## [AIM]
Transcribe the listing exactly, leaving out every picture.

--- Start SOURCE MATERIAL ---

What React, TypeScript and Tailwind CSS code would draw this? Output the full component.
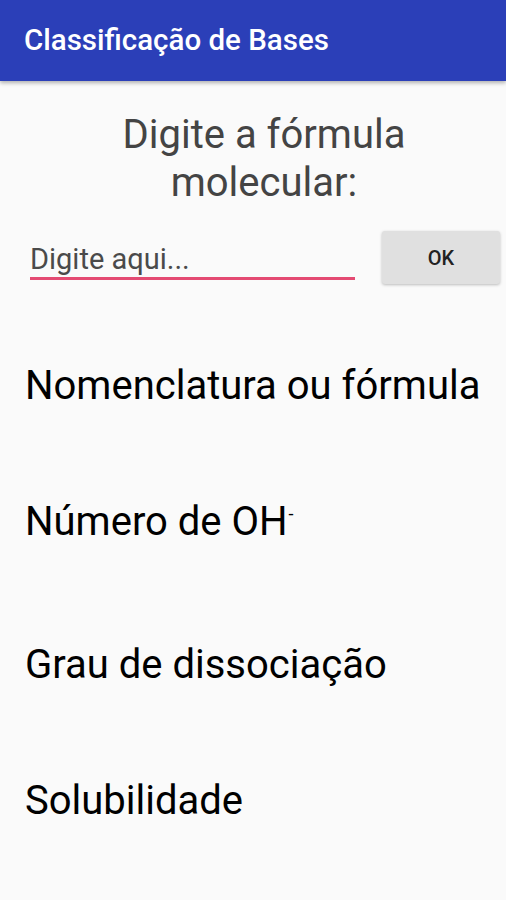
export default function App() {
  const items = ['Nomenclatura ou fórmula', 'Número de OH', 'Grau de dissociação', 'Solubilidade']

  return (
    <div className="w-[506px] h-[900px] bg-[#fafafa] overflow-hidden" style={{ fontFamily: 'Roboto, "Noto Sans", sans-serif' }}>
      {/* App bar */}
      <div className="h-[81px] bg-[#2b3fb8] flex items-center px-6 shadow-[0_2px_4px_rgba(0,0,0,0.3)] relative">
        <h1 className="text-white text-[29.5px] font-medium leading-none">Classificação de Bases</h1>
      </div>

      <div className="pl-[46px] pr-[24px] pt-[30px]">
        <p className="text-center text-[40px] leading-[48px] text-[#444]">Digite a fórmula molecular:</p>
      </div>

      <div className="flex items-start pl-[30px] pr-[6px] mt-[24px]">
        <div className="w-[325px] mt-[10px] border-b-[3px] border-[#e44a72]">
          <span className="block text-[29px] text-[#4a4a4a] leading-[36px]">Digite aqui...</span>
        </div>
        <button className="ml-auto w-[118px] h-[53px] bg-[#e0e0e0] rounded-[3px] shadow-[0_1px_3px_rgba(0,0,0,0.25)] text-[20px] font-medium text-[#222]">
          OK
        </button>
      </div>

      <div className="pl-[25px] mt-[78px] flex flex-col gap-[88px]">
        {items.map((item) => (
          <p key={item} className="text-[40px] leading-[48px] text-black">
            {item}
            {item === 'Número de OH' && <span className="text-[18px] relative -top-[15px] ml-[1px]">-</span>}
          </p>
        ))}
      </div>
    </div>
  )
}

--- End SOURCE MATERIAL ---

## [WRITTEN ANSWER]
What React, TypeScript and Tailwind CSS code would draw this? Output the full component.
export default function App() {
  const items = ['Nomenclatura ou fórmula', 'Número de OH', 'Grau de dissociação', 'Solubilidade']

  return (
    <div className="w-[506px] h-[900px] bg-[#fafafa] overflow-hidden" style={{ fontFamily: 'Roboto, "Noto Sans", sans-serif' }}>
      {/* App bar */}
      <div className="h-[81px] bg-[#2b3fb8] flex items-center px-6 shadow-[0_2px_4px_rgba(0,0,0,0.3)] relative">
        <h1 className="text-white text-[29.5px] font-medium leading-none">Classificação de Bases</h1>
      </div>

      <div className="pl-[46px] pr-[24px] pt-[30px]">
        <p className="text-center text-[40px] leading-[48px] text-[#444]">Digite a fórmula molecular:</p>
      </div>

      <div className="flex items-start pl-[30px] pr-[6px] mt-[24px]">
        <div className="w-[325px] mt-[10px] border-b-[3px] border-[#e44a72]">
          <span className="block text-[29px] text-[#4a4a4a] leading-[36px]">Digite aqui...</span>
        </div>
        <button className="ml-auto w-[118px] h-[53px] bg-[#e0e0e0] rounded-[3px] shadow-[0_1px_3px_rgba(0,0,0,0.25)] text-[20px] font-medium text-[#222]">
          OK
        </button>
      </div>

      <div className="pl-[25px] mt-[78px] flex flex-col gap-[88px]">
        {items.map((item) => (
          <p key={item} className="text-[40px] leading-[48px] text-black">
            {item}
            {item === 'Número de OH' && <span className="text-[18px] relative -top-[15px] ml-[1px]">-</span>}
          </p>
        ))}
      </div>
    </div>
  )
}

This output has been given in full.